Model 3 Step 1/1.5 and Step 2 Video Board Differences

[Ian]

In supermodel a single model might be broken down into say 4 different meshes. They all have the same model matrix so this is only passed once. The shader class caches all the shader uniforms so only the differences are sent to the GPU. Ie if the only difference in the meshes is the texture ID, only that is updated with a call to glUniform.

If you don't care about quad rendering you could probably pass the entire 7 word header and pass it directly to the GPU as an integer attribute. Then extract the relevant bits and do everything in the shader.

[MetalliC]

I don't know if Pro-1000 operates in passes per se but there is this concept of a contour texture. Alpha blending also works entirely differently than expected. One theory is that it actually renders only every other pixel and then biases the rendered pixels toward visible or black. See here.

quite interesting, thanks

no, I'm 99.99% sure Hikaru's GPU have nothing with PowerVR and ImgTec.

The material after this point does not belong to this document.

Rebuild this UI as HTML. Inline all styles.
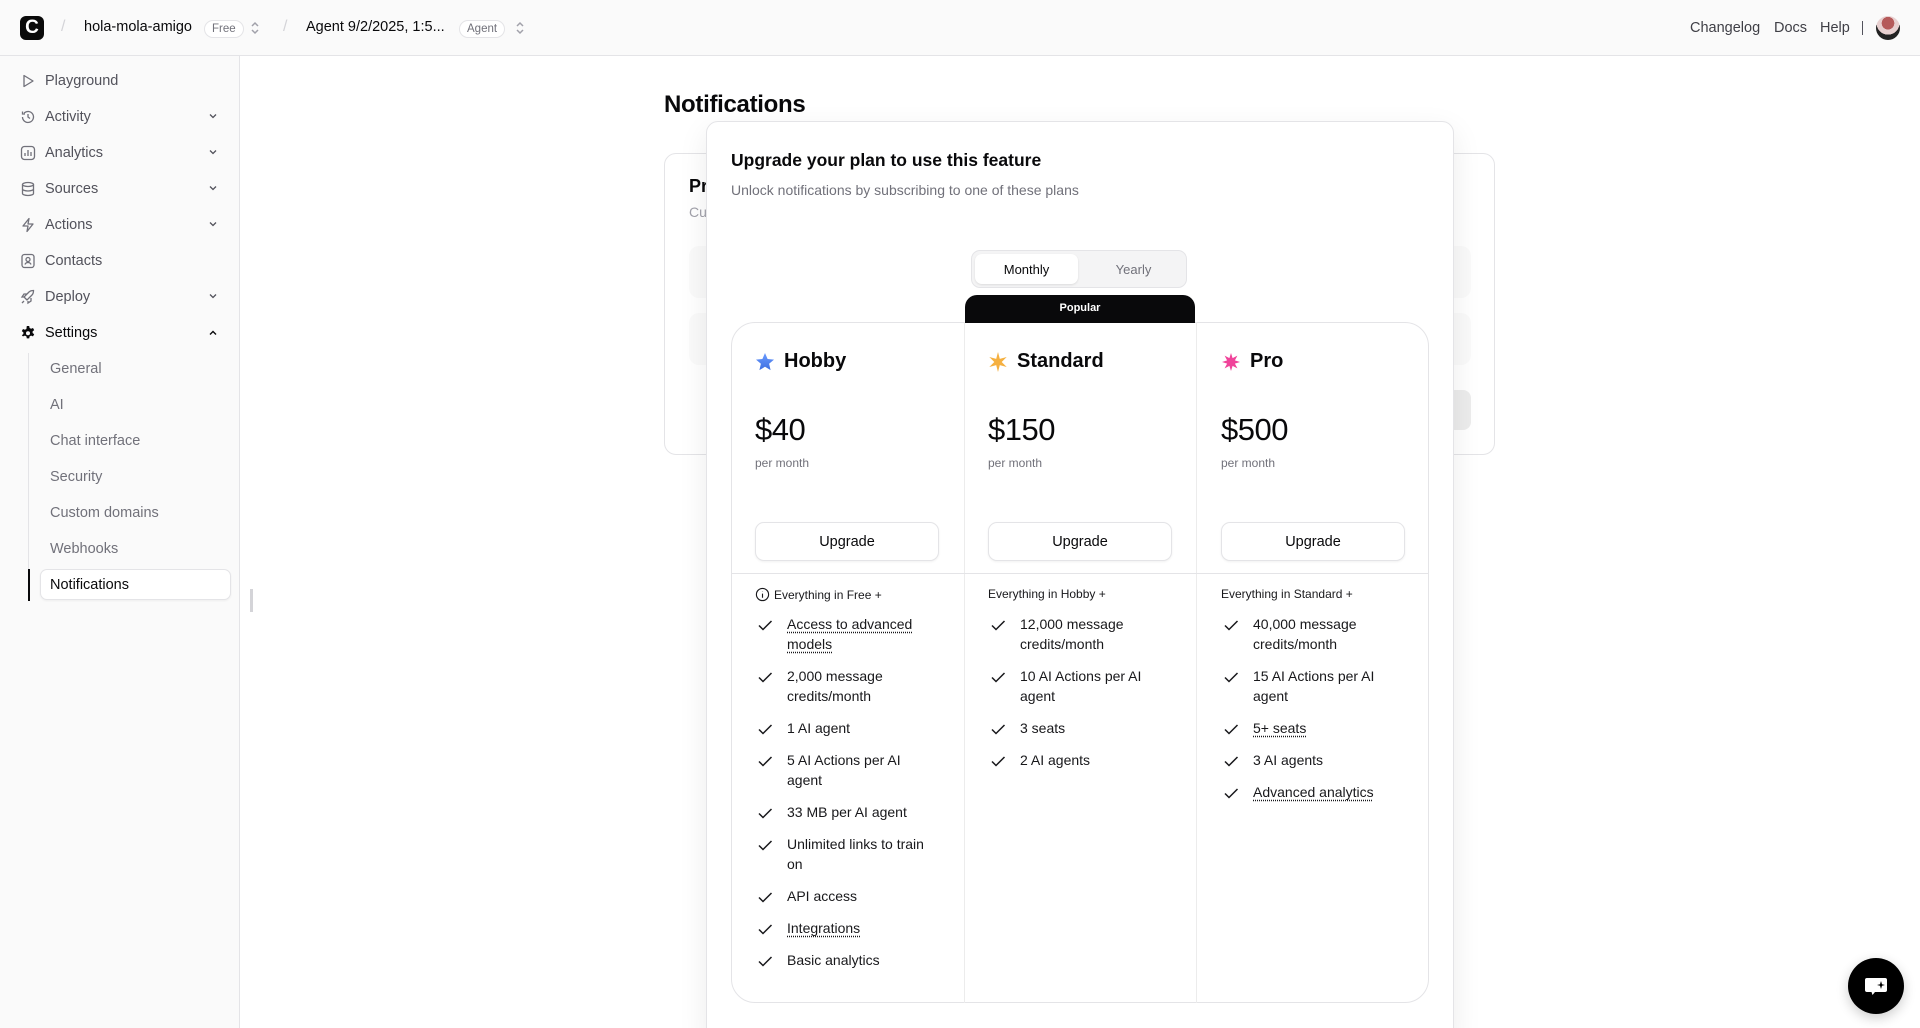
<!DOCTYPE html>
<html style="overflow:hidden"><head><meta charset="utf-8"><style>
*{box-sizing:border-box;margin:0;padding:0}
html,body{width:1920px;height:1028px;overflow:hidden}
body{font-family:"Liberation Sans",sans-serif;color:#09090b;background:#fff;position:relative}
.a{position:absolute}
.hdr{left:0;top:0;width:1920px;height:56px;background:#fafafa;border-bottom:1px solid #e4e4e7}
.side{left:0;top:56px;width:240px;height:972px;background:#fafafa;border-right:1px solid #e4e4e7}
.nav{position:absolute;left:20px;font-size:14.5px;color:#52525b;display:flex;align-items:center;height:20px}
.nav svg{width:16px;height:16px;margin-right:9px}
.chev{position:absolute;left:207px;width:12px;height:12px}
.sub{position:absolute;left:50px;font-size:14.5px;color:#71717a}
.badge{display:inline-block;border:1px solid #e4e4e7;border-radius:10px;font-size:11.5px;color:#71717a;padding:2px 7px;background:#fff}
.feat{position:absolute;font-size:14px;line-height:19.6px;color:#18181b;white-space:nowrap}
.feat .ck{position:absolute;left:-30px;top:2px;width:16px;height:16px}
.u{text-decoration:underline;text-decoration-style:dotted;text-underline-offset:3px}
.btn{position:absolute;width:184px;height:39px;border:1px solid #e4e4e7;border-radius:9px;box-shadow:0 1px 2px rgba(0,0,0,.06);font-size:14.5px;font-weight:500;display:flex;align-items:center;justify-content:center;background:#fff}
.pname{position:absolute;top:350px;font-size:20px;font-weight:600;display:flex;align-items:center}
.pname svg{width:20px;height:20px;margin-right:9px}
.price{position:absolute;top:412px;font-size:31px;font-weight:500;letter-spacing:-.5px}
.pm{position:absolute;top:456px;font-size:12px;color:#71717a}
.ev{position:absolute;top:587px;font-size:12px;font-weight:500;color:#18181b;display:flex;align-items:center}
</style></head><body>
<div class="a hdr"></div>
<div class="a" style="left:20px;top:16px;width:24px;height:24px;background:#0a0a0a;border-radius:6px;color:#fff;font-weight:700;font-size:19px;line-height:24px;text-align:center">C</div>
<div class="a" style="left:61px;top:18px;color:#d4d4d8;font-size:16px">/</div>
<div class="a" style="left:84px;top:19px;font-size:14.5px;font-weight:500">hola-mola-amigo</div>
<div class="a" style="left:204px;top:19px"><span class="badge">Free</span></div>
<svg class="a" style="left:249px;top:19px" width="12" height="18" viewBox="0 0 12 18" fill="none" stroke="#a1a1aa" stroke-width="1.5"><path d="M3 7l3-3 3 3M3 11l3 3 3-3"/></svg>
<div class="a" style="left:283px;top:18px;color:#d4d4d8;font-size:16px">/</div>
<div class="a" style="left:306px;top:19px;font-size:14.5px;font-weight:500">Agent 9/2/2025, 1:5...</div>
<div class="a" style="left:459px;top:19px"><span class="badge">Agent</span></div>
<svg class="a" style="left:514px;top:19px" width="12" height="18" viewBox="0 0 12 18" fill="none" stroke="#a1a1aa" stroke-width="1.5"><path d="M3 7l3-3 3 3M3 11l3 3 3-3"/></svg>
<div class="a" style="left:1690px;top:20px;font-size:14.5px;color:#3f3f46">Changelog</div>
<div class="a" style="left:1774px;top:20px;font-size:14.5px;color:#3f3f46">Docs</div>
<div class="a" style="left:1820px;top:20px;font-size:14.5px;color:#3f3f46">Help</div>
<div class="a" style="left:1862px;top:21px;width:1px;height:14px;background:#52525b"></div>
<div class="a" style="left:1876px;top:16px;width:24px;height:24px;border-radius:50%;background:radial-gradient(circle at 50% 30%,#b55a5a 0 30%,#e8d0d0 31% 55%,#222 56%)"></div>

<div class="a side"></div>
<div class="nav" style="top:71px"><svg viewBox="0 0 16 16" fill="none" stroke="#71717a" stroke-width="1.3"><path d="M4 2.5v11l9-5.5z" stroke-linejoin="round"/></svg>Playground</div>
<div class="nav" style="top:107px"><svg viewBox="0 0 16 16" fill="none" stroke="#71717a" stroke-width="1.3"><path d="M2.5 8a5.5 5.5 0 1 0 1.6-3.9M2.5 2.5v2.5h2.5M8 5v3l2 1.5"/></svg>Activity</div>
<div class="nav" style="top:143px"><svg viewBox="0 0 16 16" fill="none" stroke="#71717a" stroke-width="1.3"><rect x="1.5" y="1.5" width="13" height="13" rx="3"/><path d="M5 11V8M8 11V5M11 11V7"/></svg>Analytics</div>
<div class="nav" style="top:179px"><svg viewBox="0 0 16 16" fill="none" stroke="#71717a" stroke-width="1.3"><ellipse cx="8" cy="3.5" rx="5.5" ry="2"/><path d="M2.5 3.5v9c0 1.1 2.5 2 5.5 2s5.5-.9 5.5-2v-9M2.5 8c0 1.1 2.5 2 5.5 2s5.5-.9 5.5-2"/></svg>Sources</div>
<div class="nav" style="top:215px"><svg viewBox="0 0 16 16" fill="none" stroke="#71717a" stroke-width="1.3"><path d="M9 1.5L3 9h5l-1 5.5L13 7H8z" stroke-linejoin="round"/></svg>Actions</div>
<div class="nav" style="top:251px"><svg viewBox="0 0 16 16" fill="none" stroke="#71717a" stroke-width="1.3"><rect x="2" y="1.5" width="12" height="13" rx="2.5"/><circle cx="8" cy="6.5" r="2"/><path d="M5 11.5c.5-1.5 1.5-2 3-2s2.5.5 3 2"/></svg>Contacts</div>
<div class="nav" style="top:287px"><svg viewBox="0 0 16 16" fill="none" stroke="#71717a" stroke-width="1.3"><path d="M6 10L4 8l5-5c1.5-1.5 4-1.5 4.5-1.5 0 .5 0 3-1.5 4.5l-5 5zM4 8H2l2-3h3M8 12v2l3-2V9M2 14l2-2"/></svg>Deploy</div>
<div class="nav" style="top:323px;color:#09090b;font-weight:500"><svg viewBox="0 0 16 16"><path fill="#09090b" d="M6.8 1h2.4l.4 2 1.5.8 1.9-.8 1.2 2.1-1.6 1.3v1.6l1.6 1.3-1.2 2.1-1.9-.8-1.5.8-.4 2H6.8l-.4-2-1.5-.8-1.9.8L1.8 10.3l1.6-1.3V7.4L1.8 6.1 3 4l1.9.8 1.5-.8z"/><circle cx="8" cy="8.2" r="2" fill="#fafafa"/></svg>Settings</div>
<svg class="chev" style="top:110px" viewBox="0 0 12 12" fill="none" stroke="#52525b" stroke-width="1.3"><path d="M3 4.5l3 3 3-3"/></svg>
<svg class="chev" style="top:146px" viewBox="0 0 12 12" fill="none" stroke="#52525b" stroke-width="1.3"><path d="M3 4.5l3 3 3-3"/></svg>
<svg class="chev" style="top:182px" viewBox="0 0 12 12" fill="none" stroke="#52525b" stroke-width="1.3"><path d="M3 4.5l3 3 3-3"/></svg>
<svg class="chev" style="top:218px" viewBox="0 0 12 12" fill="none" stroke="#52525b" stroke-width="1.3"><path d="M3 4.5l3 3 3-3"/></svg>
<svg class="chev" style="top:290px" viewBox="0 0 12 12" fill="none" stroke="#52525b" stroke-width="1.3"><path d="M3 4.5l3 3 3-3"/></svg>
<svg class="chev" style="top:327px" viewBox="0 0 12 12" fill="none" stroke="#09090b" stroke-width="1.4"><path d="M3 7.5l3-3 3 3"/></svg>
<div class="a" style="left:28px;top:353px;width:1px;height:248px;background:#e4e4e7"></div>
<div class="a" style="left:28px;top:569px;width:2px;height:32px;background:#09090b"></div>
<div class="sub" style="top:361px">General</div>
<div class="sub" style="top:397px">AI</div>
<div class="sub" style="top:433px">Chat interface</div>
<div class="sub" style="top:469px">Security</div>
<div class="sub" style="top:505px">Custom domains</div>
<div class="sub" style="top:541px">Webhooks</div>
<div class="a" style="left:40px;top:569px;width:191px;height:31px;background:#fff;border:1px solid #e4e4e7;border-radius:7px;box-shadow:0 1px 2px rgba(0,0,0,.05)"></div>
<div class="sub" style="top:577px;color:#09090b;font-weight:500">Notifications</div>
<div class="a" style="left:250px;top:589px;width:3px;height:23px;background:#d4d4d8"></div>

<div class="a" style="left:664px;top:91px;font-size:24px;font-weight:600;letter-spacing:-.3px">Notifications</div>
<div class="a" style="left:664px;top:153px;width:831px;height:302px;border:1px solid #e4e4e7;border-radius:12px"></div>
<div class="a" style="left:689px;top:176px;font-size:18px;font-weight:600">Pr</div>
<div class="a" style="left:689px;top:204px;font-size:14px;color:#a1a1aa">Cu</div>
<div class="a" style="left:689px;top:246px;width:782px;height:52px;background:#fafafa;border-radius:10px"></div>
<div class="a" style="left:689px;top:313px;width:782px;height:52px;background:#fafafa;border-radius:10px"></div>
<div class="a" style="left:1420px;top:390px;width:51px;height:40px;background:#ececec;border-radius:8px"></div>

<div class="a" style="left:706px;top:121px;width:748px;height:920px;background:#fff;border:1px solid #e4e4e7;border-radius:12px;box-shadow:0 10px 30px rgba(0,0,0,.08)"></div>
<div class="a" style="left:731px;top:150px;font-size:17.5px;font-weight:600">Upgrade your plan to use this feature</div>
<div class="a" style="left:731px;top:182px;font-size:14px;color:#71717a">Unlock notifications by subscribing to one of these plans</div>
<div class="a" style="left:971px;top:250px;width:216px;height:38px;background:#f4f4f5;border:1px solid #e4e4e7;border-radius:9px"></div>
<div class="a" style="left:975px;top:254px;width:103px;height:30px;background:#fff;border-radius:7px;box-shadow:0 1px 2px rgba(0,0,0,.1);font-size:13px;font-weight:500;display:flex;align-items:center;justify-content:center">Monthly</div>
<div class="a" style="left:1084px;top:254px;width:99px;height:30px;font-size:13px;color:#71717a;display:flex;align-items:center;justify-content:center">Yearly</div>
<div class="a" style="left:731px;top:322px;width:698px;height:681px;border:1px solid #e4e4e7;border-radius:24px"></div>
<div class="a" style="left:965px;top:295px;width:230px;height:28px;background:#09090b;border-radius:12px 12px 0 0;color:#fff;font-size:11px;font-weight:700;text-align:center;line-height:26px">Popular</div>
<div class="a" style="left:964px;top:322px;width:1px;height:681px;background:#ececec"></div>
<div class="a" style="left:1196px;top:322px;width:1px;height:681px;background:#ececec"></div>
<div class="a" style="left:732px;top:573px;width:696px;height:1px;background:#e4e4e7"></div>

<div class="pname" style="left:755px"><svg viewBox="0 0 20 20"><defs><linearGradient id="g1" x1="0" y1="0" x2="0" y2="1"><stop offset="0" stop-color="#6b9bff"/><stop offset="1" stop-color="#3d6fe0"/></linearGradient></defs><path fill="url(#g1)" d="M10 1l2.6 6 6.4.6-4.9 4.2 1.5 6.3L10 14.8 4.4 18.1l1.5-6.3L1 7.6l6.4-.6z"/></svg>Hobby</div>
<div class="pname" style="left:988px"><svg viewBox="0 0 20 20"><path fill="#f5b040" d="M10 0l1.8 6.9L18.7 5l-5 5 5 5-6.9-1.9L10 20l-1.8-6.9L1.3 15l5-5-5-5 6.9 1.9z"/></svg>Standard</div>
<div class="pname" style="left:1221px"><svg viewBox="0 0 20 20"><path fill="#f0439a" d="M10 1l1.6 5.1 4.8-2.5-2.5 4.8L19 10l-5.1 1.6 2.5 4.8-4.8-2.5L10 19l-1.6-5.1-4.8 2.5 2.5-4.8L1 10l5.1-1.6-2.5-4.8 4.8 2.5z"/></svg>Pro</div>
<div class="price" style="left:755px">$40</div>
<div class="price" style="left:988px">$150</div>
<div class="price" style="left:1221px">$500</div>
<div class="pm" style="left:755px">per month</div>
<div class="pm" style="left:988px">per month</div>
<div class="pm" style="left:1221px">per month</div>
<div class="btn" style="left:755px;top:522px">Upgrade</div>
<div class="btn" style="left:988px;top:522px">Upgrade</div>
<div class="btn" style="left:1221px;top:522px">Upgrade</div>

<div class="ev" style="left:755px"><svg width="15" height="15" viewBox="0 0 16 16" fill="none" stroke="#18181b" stroke-width="1.2" style="margin-right:4px"><circle cx="8" cy="8" r="6.5"/><path d="M8 7v4.5M8 4.6v.3"/></svg>Everything in Free +</div>
<div class="ev" style="left:988px">Everything in Hobby +</div>
<div class="ev" style="left:1221px">Everything in Standard +</div>

<svg width="0" height="0" style="position:absolute"><defs><path id="ck" d="M2 8.5l4 4L14.5 4" fill="none" stroke="#18181b" stroke-width="1.5"/></defs></svg>
<div class="feat" style="left:787px;top:615px"><svg class="ck"><use href="#ck"/></svg><span class="u">Access to advanced</span><br><span class="u">models</span></div>
<div class="feat" style="left:787px;top:667px"><svg class="ck"><use href="#ck"/></svg>2,000 message<br>credits/month</div>
<div class="feat" style="left:787px;top:719px"><svg class="ck"><use href="#ck"/></svg>1 AI agent</div>
<div class="feat" style="left:787px;top:751px"><svg class="ck"><use href="#ck"/></svg>5 AI Actions per AI<br>agent</div>
<div class="feat" style="left:787px;top:803px"><svg class="ck"><use href="#ck"/></svg>33 MB per AI agent</div>
<div class="feat" style="left:787px;top:835px"><svg class="ck"><use href="#ck"/></svg>Unlimited links to train<br>on</div>
<div class="feat" style="left:787px;top:887px"><svg class="ck"><use href="#ck"/></svg>API access</div>
<div class="feat" style="left:787px;top:919px"><svg class="ck"><use href="#ck"/></svg><span class="u">Integrations</span></div>
<div class="feat" style="left:787px;top:951px"><svg class="ck"><use href="#ck"/></svg>Basic analytics</div>

<div class="feat" style="left:1020px;top:615px"><svg class="ck"><use href="#ck"/></svg>12,000 message<br>credits/month</div>
<div class="feat" style="left:1020px;top:667px"><svg class="ck"><use href="#ck"/></svg>10 AI Actions per AI<br>agent</div>
<div class="feat" style="left:1020px;top:719px"><svg class="ck"><use href="#ck"/></svg>3 seats</div>
<div class="feat" style="left:1020px;top:751px"><svg class="ck"><use href="#ck"/></svg>2 AI agents</div>

<div class="feat" style="left:1253px;top:615px"><svg class="ck"><use href="#ck"/></svg>40,000 message<br>credits/month</div>
<div class="feat" style="left:1253px;top:667px"><svg class="ck"><use href="#ck"/></svg>15 AI Actions per AI<br>agent</div>
<div class="feat" style="left:1253px;top:719px"><svg class="ck"><use href="#ck"/></svg><span class="u">5+ seats</span></div>
<div class="feat" style="left:1253px;top:751px"><svg class="ck"><use href="#ck"/></svg>3 AI agents</div>
<div class="feat" style="left:1253px;top:783px"><svg class="ck"><use href="#ck"/></svg><span class="u">Advanced analytics</span></div>

<div class="a" style="left:1848px;top:958px;width:56px;height:56px;border-radius:50%;background:#000;box-shadow:0 4px 12px rgba(0,0,0,.2)"></div>
<svg class="a" style="left:1862px;top:972px" width="28" height="28" viewBox="0 0 28 28"><path fill="#fff" d="M5 6h18a2 2 0 0 1 2 2v10a2 2 0 0 1-2 2H13l-2.5 3-1-3H5a2 2 0 0 1-2-2V8a2 2 0 0 1 2-2z"/><path fill="#000" d="M19 9l1 3.2 3 .8-3 .8-1 3.2-1-3.2-3-.8 3-.8z"/></svg>
</body></html>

They must be based on some other existing IP. Seems highly unlikely that at that point in time Sega would have developed their own from scratch.

and that's exactly why I'm asking questions here it is close to zero chances Sega was able to create quite complex GPU by themselves, and highly unlikely they licensed some totally "new" IP for Hikaru.
it should be based on something Sega already familiar with.

why? I'd say it looks familiar in general concepts, with the difference Hikaru have it in the form of "command list" for GPU, which is probably transformed by "Command Processor" to the form of more low level data for next ASIC which will do actual rendering.

The command list you linked looks like a set of instructions for the GPU to execute. Pro-1000 doesn't have that concept. The display lists aren't arbitrary lists of commands to follow. They're a data structure that is traversed. At the high level, there is a linked list of viewports to render. Each viewport is described by the exact same struct (which sets lighting, fog, and other parameters) that points to a list of top-level nodes to render. Each of these is a hierarchical set of culling nodes that terminate in a pointer to a model to render (stored in polygon RAM or in VROM). And each node can, IIRC, point to yet another list. So it's a tree-like structure of nodes and lists of nodes. Each time you go one node deeper, you apply a transform matrix (stored elsewhere and referred to by its index), which translates pretty directly to the OpenGL matrix stack.

It's a scene graph: each node basically specifies how to transform the children below it. And at the very end of this chain is the thing to render with those transforms applied. There is also bounding box information and LOD information (up to, I believe, 4 different models to select from depending on distance and view angle) for culling invisible models and switching to lower-fidelity ones.

okay, but if you replace words "CALL" and "JUMP" with "Node link", and "RET" with "return to previous level node" it will be exact same tree-leaf graph structure as you described, isn't it?

of course the way of how Hikaru retrieving display list is totally different than Model3. it can be anywhere in PCI space, and even be in different RAMs of that space, usually it starts in PCI bridge chip's local RAM, but then may do "CALL"s for example to slave SH4 CPU RAM, where stored some models.
the result is presumable stored to CP's(Command Processor) local RAM (Antarctic ASIC on diagram), there is 8MB of SDRAM wired to it, which seems not accessible by main CPU since it's not checked by BIOS RAM test.
but, it should be used for *something*, and that something is not textures or 2D layers data or smth similar. so, it's probably for display list (polygons, models, etc), and of course data there will be not the same "high level" as input commands, but more close to something like M3 scene node list with headers full of magic control bits and everything like that.
as I suppose there is also may be double buffering - while CP processing one list it also transfering previous one to GPU which actually does rendering.

as of matrices - Hikaru GPU have similar thing: at top level you may setup 2 current matrices, then at next level you may multiply them by another matrix, and so on, there is also push/pop operations to preserve matrices of upper level.

TLDR: just imagine if add to Real3D 1000 some "frontend" processor, which will be read data via PCI, parse commands/vertex lists, then transform it to the form of linked node list with all these polygons headers, etc, store to local RAM, and then push it to ASIC which does actual rendering

But here's where things really differ from a more conventional GPU: rendering state isn't modified arbitrarily by command lists, as in Hikaru. Apart from some viewport-level things like fog and light vector, the various shading and rendering options are configured per-polygon. Every polygon in a model contains a big header consisting of 7 words (32 bits each). These specify texturing, shading, color, blending with fog, etc.

nothing unusual here, it was the same in most of mid-late 90x GPUs, like PowerVRs and others.